───── EXCERPTED RECORDS
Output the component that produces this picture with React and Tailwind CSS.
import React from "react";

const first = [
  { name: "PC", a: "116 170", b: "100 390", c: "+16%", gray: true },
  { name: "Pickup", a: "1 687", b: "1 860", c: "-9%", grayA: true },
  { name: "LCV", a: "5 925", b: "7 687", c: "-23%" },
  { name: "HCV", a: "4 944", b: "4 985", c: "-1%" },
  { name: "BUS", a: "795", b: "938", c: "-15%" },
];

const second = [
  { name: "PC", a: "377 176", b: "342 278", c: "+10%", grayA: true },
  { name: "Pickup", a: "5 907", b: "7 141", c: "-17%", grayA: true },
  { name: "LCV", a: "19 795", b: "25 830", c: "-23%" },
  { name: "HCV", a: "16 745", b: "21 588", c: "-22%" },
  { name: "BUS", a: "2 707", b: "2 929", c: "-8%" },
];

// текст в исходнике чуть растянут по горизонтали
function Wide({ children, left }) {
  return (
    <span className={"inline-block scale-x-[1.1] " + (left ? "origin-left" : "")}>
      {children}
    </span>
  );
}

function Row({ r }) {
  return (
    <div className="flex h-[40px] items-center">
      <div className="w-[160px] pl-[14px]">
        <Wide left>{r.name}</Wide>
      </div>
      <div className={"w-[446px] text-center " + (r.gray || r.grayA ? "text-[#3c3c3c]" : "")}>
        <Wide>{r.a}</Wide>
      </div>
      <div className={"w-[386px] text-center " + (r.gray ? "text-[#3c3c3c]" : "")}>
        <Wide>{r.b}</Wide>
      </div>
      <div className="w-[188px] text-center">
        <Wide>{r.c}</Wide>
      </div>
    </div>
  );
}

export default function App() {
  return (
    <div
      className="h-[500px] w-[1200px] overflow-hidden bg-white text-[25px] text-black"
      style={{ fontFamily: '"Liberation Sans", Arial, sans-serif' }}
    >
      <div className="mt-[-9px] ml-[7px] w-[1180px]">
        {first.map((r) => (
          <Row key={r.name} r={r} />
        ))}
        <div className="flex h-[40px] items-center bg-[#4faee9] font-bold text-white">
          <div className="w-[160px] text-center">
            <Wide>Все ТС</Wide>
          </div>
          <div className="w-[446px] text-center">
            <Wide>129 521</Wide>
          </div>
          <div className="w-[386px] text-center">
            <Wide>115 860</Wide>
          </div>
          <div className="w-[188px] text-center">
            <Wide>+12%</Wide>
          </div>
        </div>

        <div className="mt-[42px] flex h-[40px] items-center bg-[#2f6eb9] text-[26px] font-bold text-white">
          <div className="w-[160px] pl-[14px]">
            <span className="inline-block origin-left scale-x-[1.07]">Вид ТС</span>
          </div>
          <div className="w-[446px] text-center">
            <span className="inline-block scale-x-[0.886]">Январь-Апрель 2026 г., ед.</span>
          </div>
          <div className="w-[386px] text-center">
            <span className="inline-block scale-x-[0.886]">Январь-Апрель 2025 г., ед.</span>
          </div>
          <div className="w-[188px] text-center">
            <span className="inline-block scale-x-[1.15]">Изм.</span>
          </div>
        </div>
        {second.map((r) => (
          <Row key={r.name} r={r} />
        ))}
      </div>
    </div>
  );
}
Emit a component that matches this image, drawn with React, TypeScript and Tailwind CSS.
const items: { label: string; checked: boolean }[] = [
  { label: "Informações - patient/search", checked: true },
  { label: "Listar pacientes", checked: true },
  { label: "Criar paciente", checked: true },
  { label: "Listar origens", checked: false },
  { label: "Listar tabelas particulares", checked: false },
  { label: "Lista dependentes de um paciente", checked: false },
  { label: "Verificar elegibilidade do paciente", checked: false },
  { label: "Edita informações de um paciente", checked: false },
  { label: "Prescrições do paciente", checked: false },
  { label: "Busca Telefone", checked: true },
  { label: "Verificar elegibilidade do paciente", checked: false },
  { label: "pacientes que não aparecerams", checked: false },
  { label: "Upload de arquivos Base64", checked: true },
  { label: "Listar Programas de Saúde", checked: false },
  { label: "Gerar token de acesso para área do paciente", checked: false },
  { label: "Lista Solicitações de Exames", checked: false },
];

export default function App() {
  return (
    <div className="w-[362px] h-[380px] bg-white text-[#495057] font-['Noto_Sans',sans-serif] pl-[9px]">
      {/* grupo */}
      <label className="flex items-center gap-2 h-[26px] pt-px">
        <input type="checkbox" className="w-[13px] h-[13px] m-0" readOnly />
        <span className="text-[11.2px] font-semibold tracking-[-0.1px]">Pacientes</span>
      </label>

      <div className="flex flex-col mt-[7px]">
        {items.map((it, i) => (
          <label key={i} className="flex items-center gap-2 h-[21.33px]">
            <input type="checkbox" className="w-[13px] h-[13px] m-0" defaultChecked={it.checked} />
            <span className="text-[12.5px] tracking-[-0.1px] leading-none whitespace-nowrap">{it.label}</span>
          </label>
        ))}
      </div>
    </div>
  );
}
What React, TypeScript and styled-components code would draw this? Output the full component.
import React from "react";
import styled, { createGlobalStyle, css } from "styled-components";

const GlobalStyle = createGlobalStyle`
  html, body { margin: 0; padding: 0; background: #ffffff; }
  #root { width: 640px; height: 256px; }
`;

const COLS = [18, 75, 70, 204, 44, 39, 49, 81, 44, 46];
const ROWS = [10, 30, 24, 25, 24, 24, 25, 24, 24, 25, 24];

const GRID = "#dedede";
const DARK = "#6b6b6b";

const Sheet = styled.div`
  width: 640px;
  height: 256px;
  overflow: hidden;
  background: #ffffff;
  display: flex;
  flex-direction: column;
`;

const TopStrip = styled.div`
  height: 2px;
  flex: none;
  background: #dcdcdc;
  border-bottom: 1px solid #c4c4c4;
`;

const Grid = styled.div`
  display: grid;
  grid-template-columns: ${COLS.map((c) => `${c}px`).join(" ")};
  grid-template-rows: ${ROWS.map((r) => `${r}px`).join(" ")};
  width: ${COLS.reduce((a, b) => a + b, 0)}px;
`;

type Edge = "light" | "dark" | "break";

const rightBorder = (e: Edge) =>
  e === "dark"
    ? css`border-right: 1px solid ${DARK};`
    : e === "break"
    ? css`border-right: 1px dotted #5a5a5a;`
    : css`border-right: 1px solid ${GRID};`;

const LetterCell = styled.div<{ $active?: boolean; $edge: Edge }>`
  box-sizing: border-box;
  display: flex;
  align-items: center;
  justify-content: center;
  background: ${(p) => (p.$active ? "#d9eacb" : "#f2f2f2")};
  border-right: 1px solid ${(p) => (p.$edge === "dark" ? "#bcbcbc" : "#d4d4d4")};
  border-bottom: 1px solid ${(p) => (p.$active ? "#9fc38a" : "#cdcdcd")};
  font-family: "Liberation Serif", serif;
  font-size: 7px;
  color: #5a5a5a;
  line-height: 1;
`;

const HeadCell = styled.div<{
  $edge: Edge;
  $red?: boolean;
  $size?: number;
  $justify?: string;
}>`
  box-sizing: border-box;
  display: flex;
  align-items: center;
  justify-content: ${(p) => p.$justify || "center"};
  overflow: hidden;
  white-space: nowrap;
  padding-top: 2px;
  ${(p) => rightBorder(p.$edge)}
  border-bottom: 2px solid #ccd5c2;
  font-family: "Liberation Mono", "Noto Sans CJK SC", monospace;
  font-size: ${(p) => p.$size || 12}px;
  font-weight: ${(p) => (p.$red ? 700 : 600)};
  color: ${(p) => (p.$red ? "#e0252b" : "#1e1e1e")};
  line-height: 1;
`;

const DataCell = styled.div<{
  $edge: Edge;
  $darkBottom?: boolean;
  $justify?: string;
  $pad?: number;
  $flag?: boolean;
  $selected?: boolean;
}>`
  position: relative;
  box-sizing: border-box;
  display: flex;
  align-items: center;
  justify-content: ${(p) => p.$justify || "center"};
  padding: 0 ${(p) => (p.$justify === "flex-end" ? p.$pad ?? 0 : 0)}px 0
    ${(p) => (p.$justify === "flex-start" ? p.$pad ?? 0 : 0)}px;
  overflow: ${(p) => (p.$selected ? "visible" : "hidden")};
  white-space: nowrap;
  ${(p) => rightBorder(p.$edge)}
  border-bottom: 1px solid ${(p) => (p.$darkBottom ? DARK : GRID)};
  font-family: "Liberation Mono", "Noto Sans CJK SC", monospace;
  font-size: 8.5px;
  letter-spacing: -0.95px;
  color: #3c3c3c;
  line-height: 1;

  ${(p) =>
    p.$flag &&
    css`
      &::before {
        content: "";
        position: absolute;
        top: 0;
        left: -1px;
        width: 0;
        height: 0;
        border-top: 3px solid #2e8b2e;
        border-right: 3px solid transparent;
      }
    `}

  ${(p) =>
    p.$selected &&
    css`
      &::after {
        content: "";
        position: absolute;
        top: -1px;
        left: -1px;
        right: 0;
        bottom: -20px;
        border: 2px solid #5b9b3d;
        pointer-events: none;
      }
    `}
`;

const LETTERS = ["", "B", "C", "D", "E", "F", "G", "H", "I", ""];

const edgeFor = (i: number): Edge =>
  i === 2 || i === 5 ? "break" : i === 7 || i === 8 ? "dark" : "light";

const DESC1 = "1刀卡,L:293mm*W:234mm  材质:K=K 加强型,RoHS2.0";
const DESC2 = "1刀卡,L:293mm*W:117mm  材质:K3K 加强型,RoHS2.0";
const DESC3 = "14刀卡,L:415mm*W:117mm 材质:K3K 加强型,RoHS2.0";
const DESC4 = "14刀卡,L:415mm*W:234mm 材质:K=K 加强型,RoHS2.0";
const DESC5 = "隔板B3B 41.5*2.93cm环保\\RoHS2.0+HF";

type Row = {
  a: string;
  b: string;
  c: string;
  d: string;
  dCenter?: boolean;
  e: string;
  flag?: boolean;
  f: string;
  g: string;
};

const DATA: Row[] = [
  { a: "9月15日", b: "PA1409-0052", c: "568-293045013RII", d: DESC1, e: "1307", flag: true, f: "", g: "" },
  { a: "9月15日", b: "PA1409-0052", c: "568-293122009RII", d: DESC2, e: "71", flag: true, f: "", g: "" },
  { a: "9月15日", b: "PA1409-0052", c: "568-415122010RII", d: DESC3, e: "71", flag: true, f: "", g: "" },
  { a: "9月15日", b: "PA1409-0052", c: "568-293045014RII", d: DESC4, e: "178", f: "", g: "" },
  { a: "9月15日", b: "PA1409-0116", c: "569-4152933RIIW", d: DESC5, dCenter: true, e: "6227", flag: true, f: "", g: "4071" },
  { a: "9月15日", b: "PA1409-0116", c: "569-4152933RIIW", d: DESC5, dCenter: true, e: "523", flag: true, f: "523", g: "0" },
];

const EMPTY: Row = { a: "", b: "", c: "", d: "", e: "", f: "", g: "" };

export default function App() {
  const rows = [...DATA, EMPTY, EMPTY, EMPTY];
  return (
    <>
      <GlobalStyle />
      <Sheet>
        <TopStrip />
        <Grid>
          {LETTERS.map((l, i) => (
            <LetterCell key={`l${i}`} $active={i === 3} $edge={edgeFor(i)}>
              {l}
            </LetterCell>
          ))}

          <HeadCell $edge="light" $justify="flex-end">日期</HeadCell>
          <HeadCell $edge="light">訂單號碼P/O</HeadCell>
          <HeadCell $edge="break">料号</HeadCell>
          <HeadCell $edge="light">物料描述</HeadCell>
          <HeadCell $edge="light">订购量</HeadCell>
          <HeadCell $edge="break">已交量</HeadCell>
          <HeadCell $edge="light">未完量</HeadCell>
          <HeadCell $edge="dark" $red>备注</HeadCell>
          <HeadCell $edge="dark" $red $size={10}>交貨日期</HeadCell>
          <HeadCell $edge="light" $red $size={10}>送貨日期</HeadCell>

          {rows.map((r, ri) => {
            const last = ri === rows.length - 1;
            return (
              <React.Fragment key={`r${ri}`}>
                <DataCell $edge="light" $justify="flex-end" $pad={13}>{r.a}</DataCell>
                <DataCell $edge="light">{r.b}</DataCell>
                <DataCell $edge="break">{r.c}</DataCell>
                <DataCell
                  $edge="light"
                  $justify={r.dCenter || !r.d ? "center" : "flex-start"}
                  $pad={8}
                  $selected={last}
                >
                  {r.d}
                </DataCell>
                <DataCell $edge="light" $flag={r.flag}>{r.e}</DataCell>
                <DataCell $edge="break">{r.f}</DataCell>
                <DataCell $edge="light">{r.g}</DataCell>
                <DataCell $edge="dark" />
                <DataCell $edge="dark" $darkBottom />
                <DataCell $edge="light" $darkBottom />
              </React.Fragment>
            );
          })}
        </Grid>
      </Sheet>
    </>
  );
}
──────────
■ TASK DIRECTIONS
Looking at the data above, show all lines where the word "Output" occurs.

■ REPLY
Output the component that produces this picture with React and Tailwind CSS.
What React, TypeScript and styled-components code would draw this? Output the full component.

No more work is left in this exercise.